DALLAS -- Little Rock voters have rejected a 1-cent sales tax plan that would have paid for the city's largest-ever capital program while giving budget writers $12 million a year in new revenue.

City Finance Director John Pryor said the rejection in a record voter turnout on Tuesday was a setback, but it will not stop the city from balancing its $71 million general fund budget for fiscal 1992, which begins Jan. 1.

"We'll have a balance budget, but it will just be smaller," he said yesterday. "It's not as though we have lost anything that we had already."

The city had planned to use up to $2 million of the $12 million expected to be generated by half of the tax for city operations next year. The rest of the funds eventually would have been used for expanded police and other programs.

Now, Mr. Pryor said, the money to balance the $71 million general fund budget will have to come from increases in some fees -- not taxes -- and from austerity.

"We might not have as big a pay raise as we planned before," he said. "Or, we might not have a pay raise at all."

The biggest defeat, however, was of a $112 million capital program that included 11 components that largely would have financed a sports and cultural center downtown, expanded the convention center, and added to the War Memorial Stadium.

Those proposals were the most costly sections of the proposal, with the proposed Diamond Center costing $42.1 million and the stadium and convention center expansions costing $15 million each. The big-ticket proposals were defeated by as much as 5% margins.

However, the least expensive parts of the capital package included street improvements and a plan to renovate the children's zoo. Both were narrowly defeated by 1% margins.

The projects would have been financed with 20-year bonds secured by the other half of the sales tax. If approved, the proposals would have added 1 cent to the 5.5% sales tax now imposed in Little Rock.

The city currently gets $19 million of its general fund money from a 1% sales tax imposed by the county and shared with local cities based on a formula that allocates funds based on population. With 175,000 residents, Little Rock represents about 40% of the county population.

Little Rock is rated AA-plus by Standard & Poor's Corp. and A1 by Moody's Investors Service. The city has about $33 million of outstanding general obligation debt and $70 million of water, sewer, and airport revenue bonds.

City officials attribute the rejection to a record special election turnout in which 44% of the registered voters cast ballots.

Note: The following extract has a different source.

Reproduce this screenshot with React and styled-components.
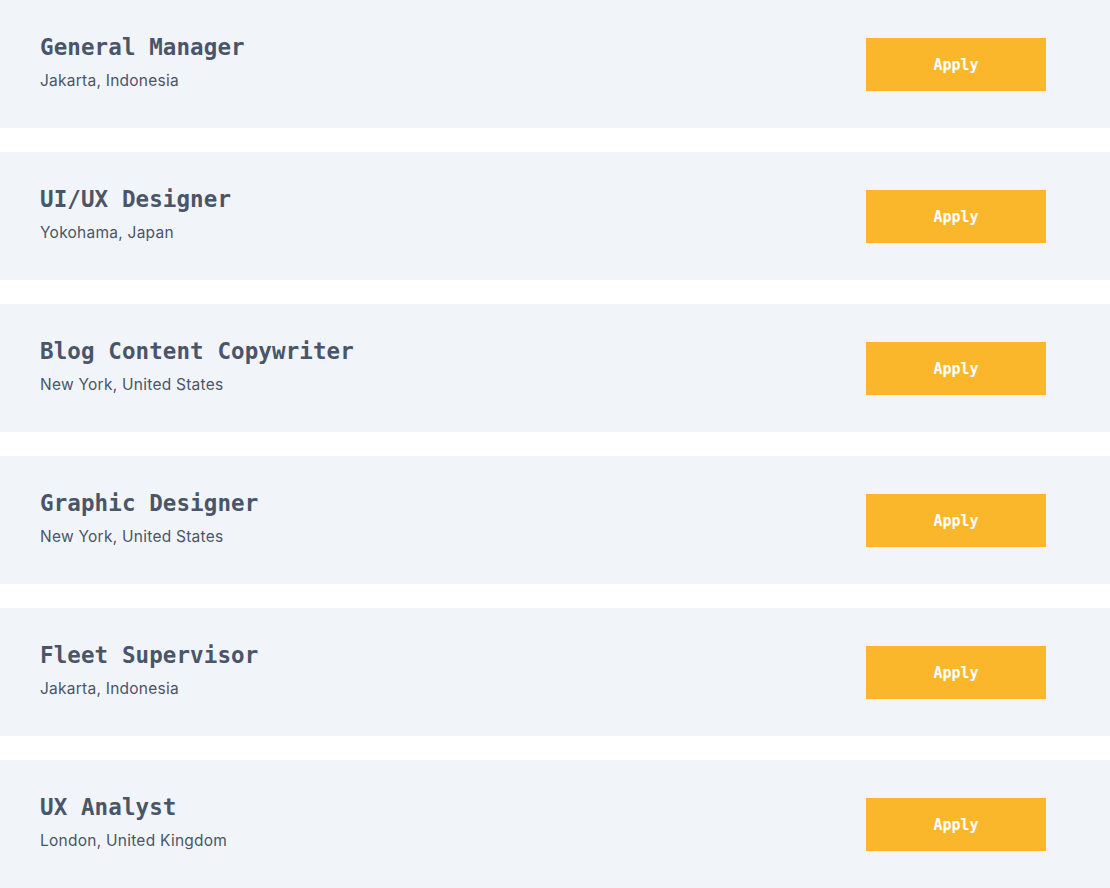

That is nearly three times the voters who approved a $40 million bond issue in 1987, the city's last capital program.

"They are saying that it was an antitax sentiment that beat this," said Jim Lynch, a senior researcher at the Institute of Government at the University of Arkansas and a critic of the proposals. "This was the most people who ever turned out for one of these elections. I think that reflects an anti-dumb idea sentiment."

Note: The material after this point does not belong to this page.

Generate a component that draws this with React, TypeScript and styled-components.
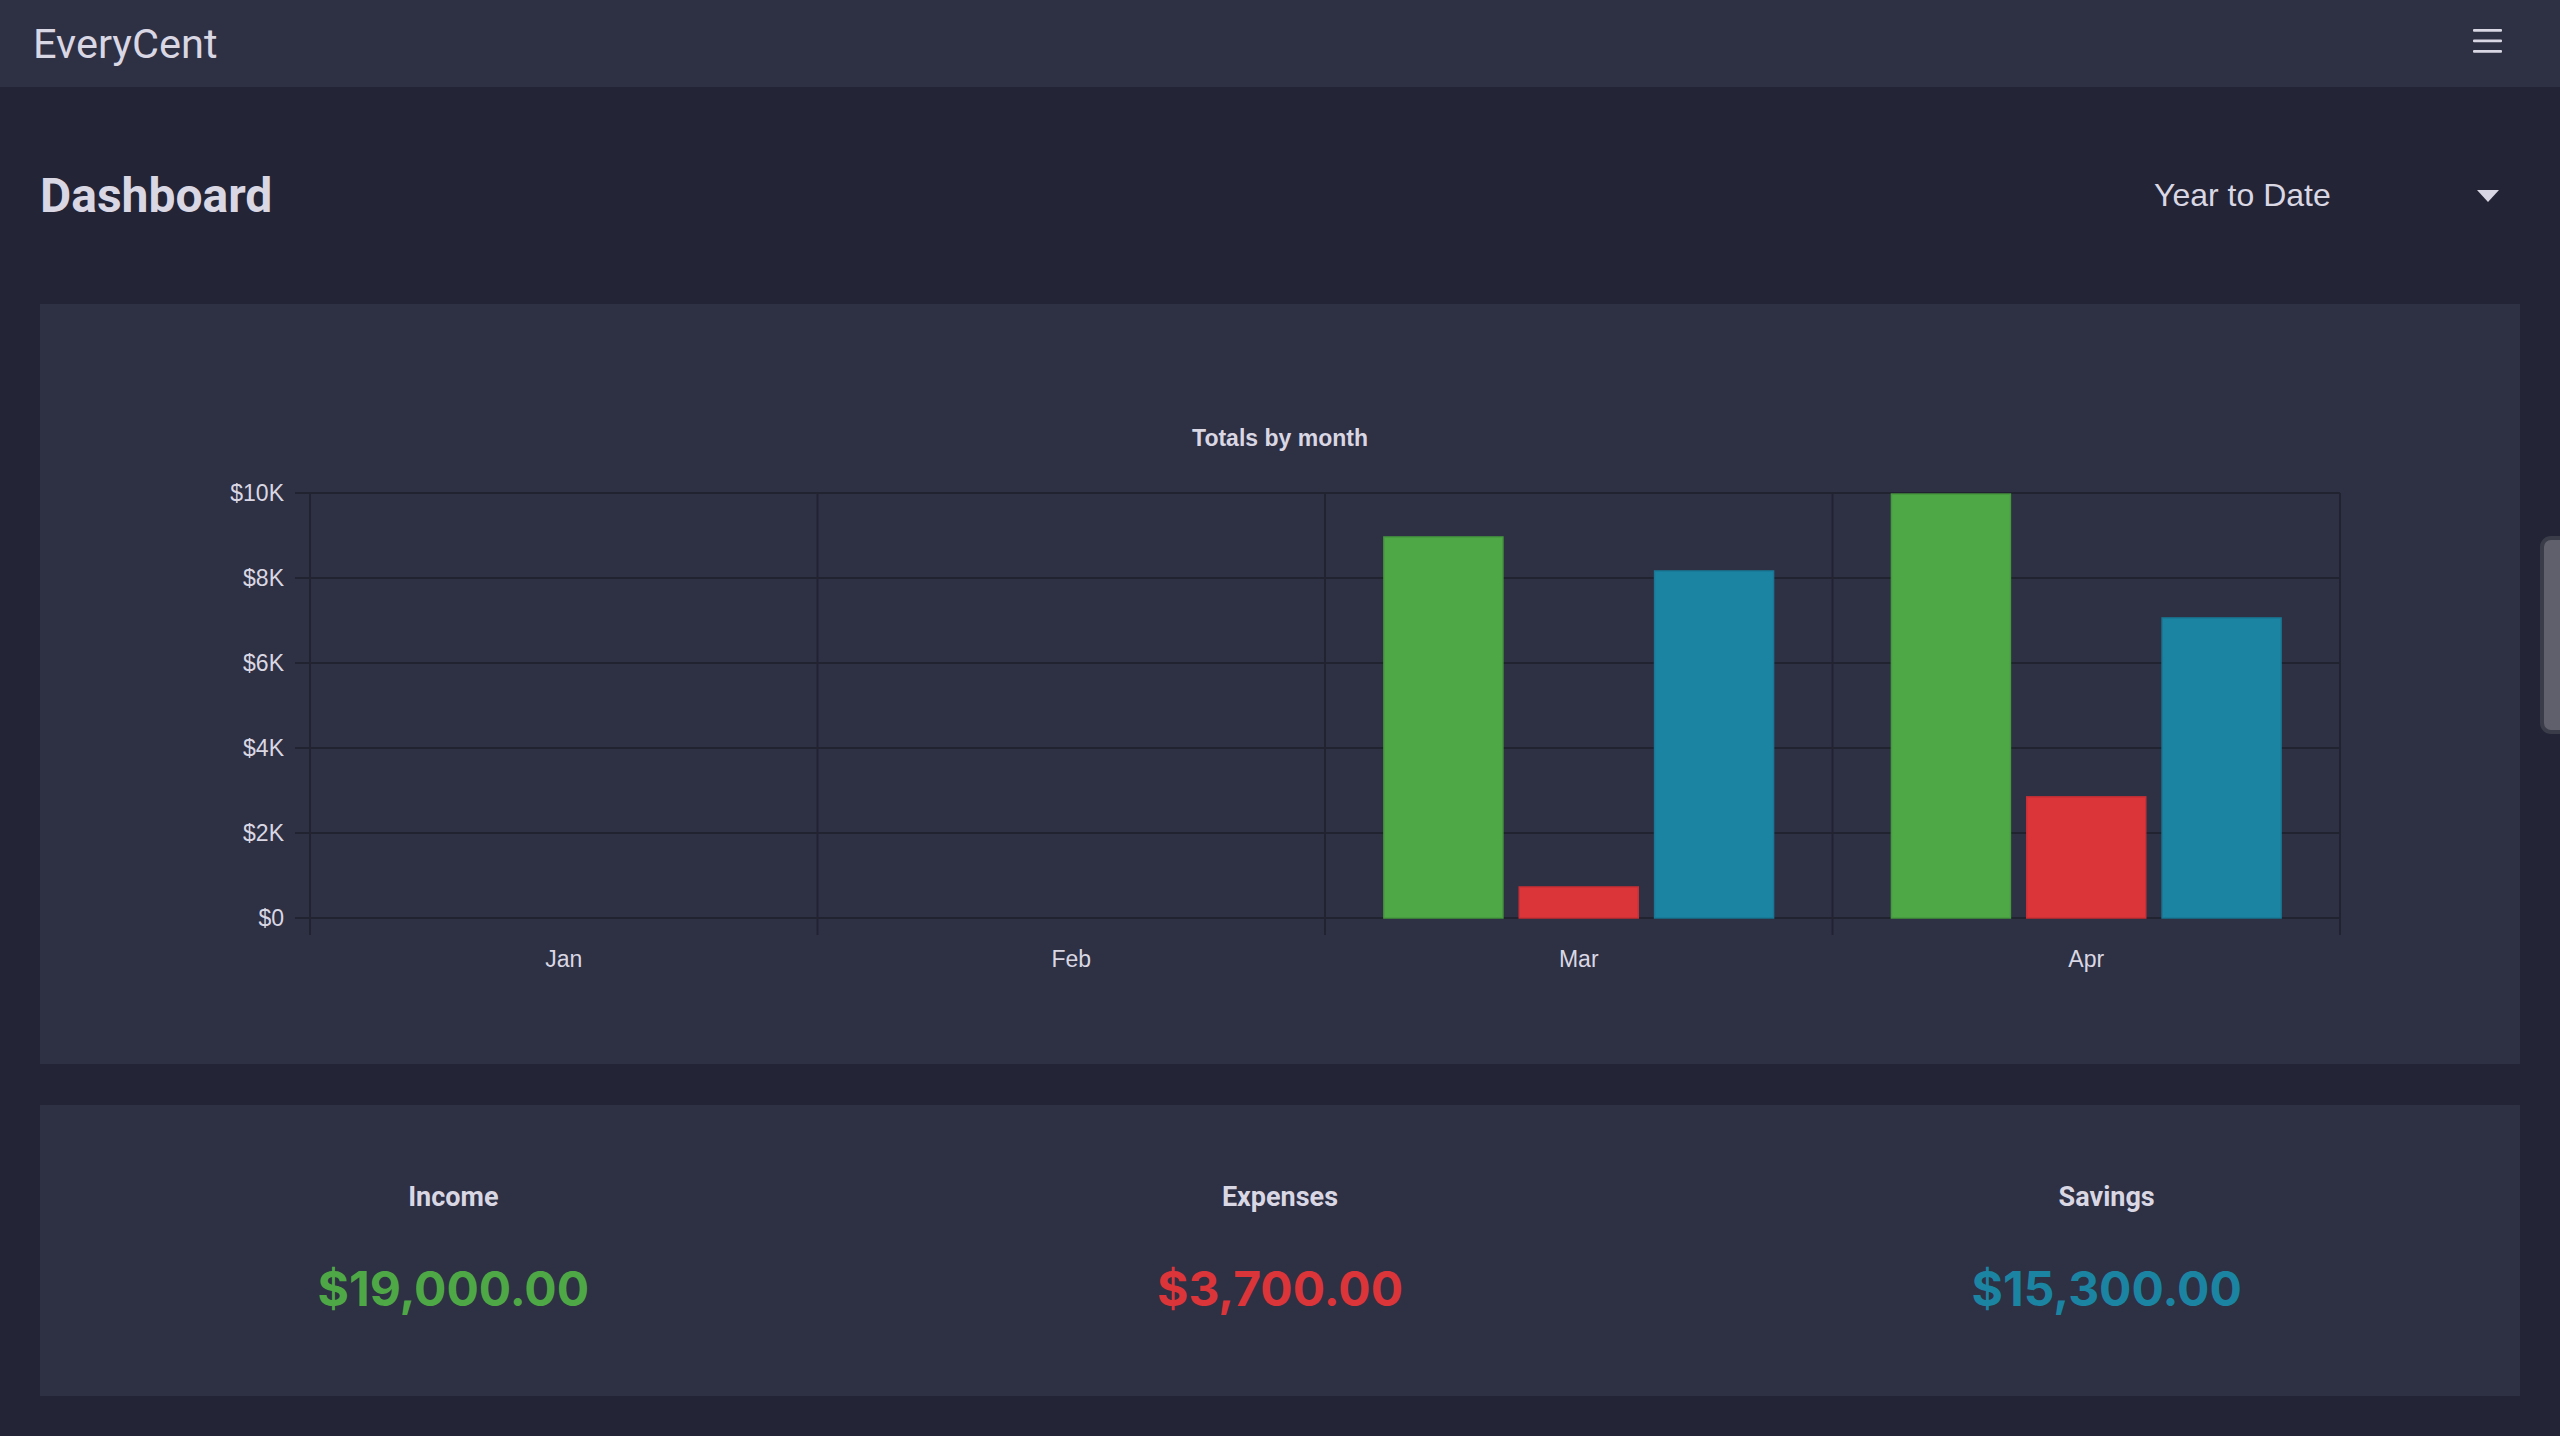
import React from "react";
import styled, { createGlobalStyle } from "styled-components";

const C = {
  page: "#232436",
  panel: "#2e3044",
  text: "#d9d7e3",
  grid: "#222331",
  green: "#4ea845",
  red: "#db353a",
  blue: "#1b84a2",
};

const GlobalStyle = createGlobalStyle`
  html, body {
    margin: 0;
    padding: 0;
    overflow: hidden;
    background: ${C.page};
    font-family: Roboto, "Noto Sans", sans-serif;
    color: ${C.text};
  }
  * { box-sizing: border-box; }
`;

const Page = styled.div`
  min-height: 1436px;
  background: ${C.page};
`;

const NavBar = styled.header`
  height: 87px;
  background: ${C.panel};
  display: flex;
  align-items: center;
  justify-content: space-between;
  padding: 0 58px 0 33px;
`;

const Brand = styled.div`
  font-family: Roboto, sans-serif;
  font-size: 41.5px;
  font-weight: 400;
  color: ${C.text};
  line-height: 1;
`;

const MenuButton = styled.button`
  background: none;
  border: none;
  padding: 0;
  margin-bottom: 5px;
  display: flex;
  cursor: pointer;
`;

const Main = styled.main`
  padding: 0 40px 40px;
`;

const HeaderRow = styled.div`
  height: 217px;
  display: flex;
  align-items: center;
  justify-content: space-between;
`;

const Title = styled.h1`
  margin: 0;
  font-family: Roboto, sans-serif;
  font-size: 48px;
  font-weight: 700;
  line-height: 1;
  color: ${C.text};
`;

const PeriodSelect = styled.div`
  width: 366px;
  display: flex;
  align-items: center;
  justify-content: space-between;
  padding-right: 21px;
  font-family: "Liberation Sans", Arial, sans-serif;
  font-size: 32px;
  color: ${C.text};
  cursor: pointer;
`;

const Card = styled.section`
  background: ${C.panel};
`;

const ChartCard = styled(Card)`
  height: 760px;
  svg { display: block; }
`;

const SummaryCard = styled(Card)`
  margin-top: 41px;
  height: 291px;
  padding-top: 79px;
  display: grid;
  grid-template-columns: repeat(3, 1fr);
`;

const SummaryItem = styled.div`
  display: flex;
  flex-direction: column;
  align-items: center;
  gap: 54px;
`;

const SummaryLabel = styled.div`
  font-family: Roboto, sans-serif;
  font-size: 27px;
  font-weight: 700;
  line-height: 1;
  color: ${C.text};
`;

const SummaryAmount = styled.div<{ $color: string }>`
  font-family: Inter, Roboto, sans-serif;
  font-size: 48px;
  font-weight: 700;
  line-height: 1;
  color: ${(p) => p.$color};
`;

const ScrollThumb = styled.div`
  position: fixed;
  top: 536px;
  right: -14px;
  width: 34px;
  height: 198px;
  background: #5f606c;
  border: 4px solid #3b3c49;
  border-radius: 11px;
`;

const ChartText = styled.text<{ $bold?: boolean }>`
  font-family: "Liberation Sans", Arial, Helvetica, sans-serif;
  font-size: 23px;
  font-weight: ${(p) => (p.$bold ? 700 : 400)};
  fill: ${C.text};
`;

const months = ["Jan", "Feb", "Mar", "Apr"];
const series = [
  { name: "Income", color: C.green, stroke: "#469a3e", values: [0, 0, 8965, 9975] },
  { name: "Expenses", color: C.red, stroke: "#c92f34", values: [0, 0, 730, 2850] },
  { name: "Savings", color: C.blue, stroke: "#187895", values: [0, 0, 8165, 7060] },
];

const G = {
  w: 2480,
  h: 760,
  left: 270,
  right: 2300,
  top: 189,
  bottom: 614,
  tickLeft: 255,
  tickBottom: 631,
  max: 10000,
  barWidth: 119,
};

function TotalsChart() {
  const plotW = G.right - G.left;
  const catW = plotW / months.length;
  const slot = (catW * 0.8) / series.length;
  const yOf = (v: number) => G.bottom - ((G.bottom - G.top) * v) / G.max;
  const yTicks = [0, 2000, 4000, 6000, 8000, 10000];
  const fmt = (v: number) => (v === 0 ? "$0" : `$${v / 1000}K`);

  return (
    <svg width="100%" height={G.h} viewBox={`0 0 ${G.w} ${G.h}`}>
      <ChartText $bold x={G.w / 2} y={142} textAnchor="middle">
        Totals by month
      </ChartText>

      {yTicks.map((t) => (
        <g key={t}>
          <line x1={G.tickLeft} x2={G.right} y1={yOf(t)} y2={yOf(t)} stroke={C.grid} strokeWidth={2} />
          <ChartText x={244} y={yOf(t) + 8} textAnchor="end">
            {fmt(t)}
          </ChartText>
        </g>
      ))}

      {[0, 1, 2, 3, 4].map((i) => {
        const x = G.left + catW * i;
        return <line key={i} x1={x} x2={x} y1={G.top} y2={G.tickBottom} stroke={C.grid} strokeWidth={2} />;
      })}

      {months.map((m, i) => {
        const cx = G.left + catW * (i + 0.5);
        return (
          <g key={m}>
            {series.map((s, j) => {
              const v = s.values[i];
              if (!v) return null;
              const bx = cx + (j - 1) * slot - G.barWidth / 2;
              const by = yOf(v);
              return (
                <rect
                  key={s.name}
                  x={bx}
                  y={by}
                  width={G.barWidth}
                  height={G.bottom - by}
                  fill={s.color}
                  stroke={s.stroke}
                  strokeWidth={1.5}
                />
              );
            })}
            <ChartText x={cx} y={663} textAnchor="middle">
              {m}
            </ChartText>
          </g>
        );
      })}
    </svg>
  );
}

const totals = [
  { label: "Income", amount: "$19,000.00", color: C.green },
  { label: "Expenses", amount: "$3,700.00", color: C.red },
  { label: "Savings", amount: "$15,300.00", color: C.blue },
];

export default function App() {
  return (
    <Page>
      <GlobalStyle />
      <NavBar>
        <Brand>EveryCent</Brand>
        <MenuButton aria-label="menu">
          <svg width="29" height="24" viewBox="0 0 29 24">
            <rect x="0" y="0" width="29" height="2.8" rx="1" fill={C.text} />
            <rect x="0" y="10.5" width="29" height="2.8" rx="1" fill={C.text} />
            <rect x="0" y="21" width="29" height="2.8" rx="1" fill={C.text} />
          </svg>
        </MenuButton>
      </NavBar>
      <Main>
        <HeaderRow>
          <Title>Dashboard</Title>
          <PeriodSelect>
            <span>Year to Date</span>
            <svg width="22" height="12" viewBox="0 0 22 12">
              <path d="M0 0 L22 0 L11 12 Z" fill={C.text} />
            </svg>
          </PeriodSelect>
        </HeaderRow>
        <ChartCard>
          <TotalsChart />
        </ChartCard>
        <SummaryCard>
          {totals.map((t) => (
            <SummaryItem key={t.label}>
              <SummaryLabel>{t.label}</SummaryLabel>
              <SummaryAmount $color={t.color}>{t.amount}</SummaryAmount>
            </SummaryItem>
          ))}
        </SummaryCard>
      </Main>
      <ScrollThumb />
    </Page>
  );
}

Mr. Lynch, a former city official and past budget director of Pulaski County, Ark., said some elements of the sale tax package were supported, though he believes some voters rejected it all because of the way it was presented.

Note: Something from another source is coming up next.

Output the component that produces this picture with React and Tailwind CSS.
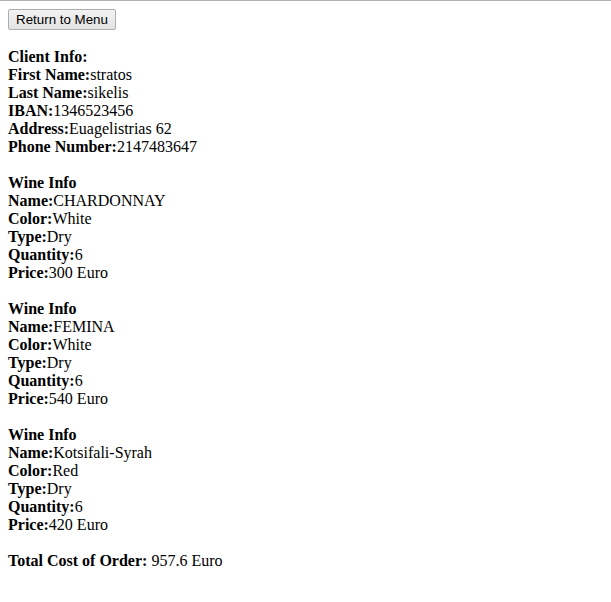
export default function App() {
  const wines = [
    { name: "CHARDONNAY", color: "White", type: "Dry", qty: "6", price: "300 Euro" },
    { name: "FEMINA", color: "White", type: "Dry", qty: "6", price: "540 Euro" },
    { name: "Kotsifali-Syrah", color: "Red", type: "Dry", qty: "6", price: "420 Euro" },
  ];
  const Row = ({ label, value }) => (
    <div>
      <b className="font-bold">{label}</b>
      {value}
    </div>
  );
  return (
    <div className="min-h-[602px] bg-white border-t border-[#b0b0b0] text-black">
      <div className="px-2 pt-2" style={{ fontFamily: '"Liberation Serif", "Times New Roman", serif' }}>
        <button
          className="flex items-center justify-center w-[108px] h-[21px] border border-[#adadad] rounded-[2px] bg-gradient-to-b from-[#f2f2f2] to-[#e3e3e3] text-[13.33px] text-black"
          style={{ fontFamily: '"Liberation Sans", Arial, sans-serif' }}
        >
          Return to Menu
        </button>
        <div className="mt-[18px] text-[16px] leading-[18px]">
          <div className="font-bold">Client Info:</div>
          <Row label="First Name:" value="stratos" />
          <Row label="Last Name:" value="sikelis" />
          <Row label="IBAN:" value="1346523456" />
          <Row label="Address:" value="Euagelistrias 62" />
          <Row label="Phone Number:" value="2147483647" />
          {wines.map((w, i) => (
            <div key={i} className="mt-[18px]">
              <div className="font-bold">Wine Info</div>
              <Row label="Name:" value={w.name} />
              <Row label="Color:" value={w.color} />
              <Row label="Type:" value={w.type} />
              <Row label="Quantity:" value={w.qty} />
              <Row label="Price:" value={w.price} />
            </div>
          ))}
          <div className="mt-[18px]">
            <b className="font-bold">Total Cost of Order:</b> 957.6 Euro
          </div>
        </div>
      </div>
    </div>
  );
}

"It all went down because they baited the trap with street, fire, and police programs, and what you really came away with was a sports palace," he said. "People are smart. They know they don't have to build a sports stadium to get a cop in their neighborhood."

Whether the Diamond Center project or other proposals will be revived is not certain. City officials are not certain of when they may again propose a capital bond program.

However, the Arkansas Gazette yesterday reported that a private developer has resumed plans to build a sports and cultural complex -- similar to the Diamond Center -- in North Little Rock. The plan could involve $70 million of public and private monies.

Mr. Lynch said voters might have supported mroe sales tax revenue of the city if Little Rock officials had asked for only a quarter-cent tax, which would have generated $6 million a year.

"The city never detailed what they were going to do with the $12 million, which amounts to a 16% increase for the budget," Mr. Lynch said. "They got greedy."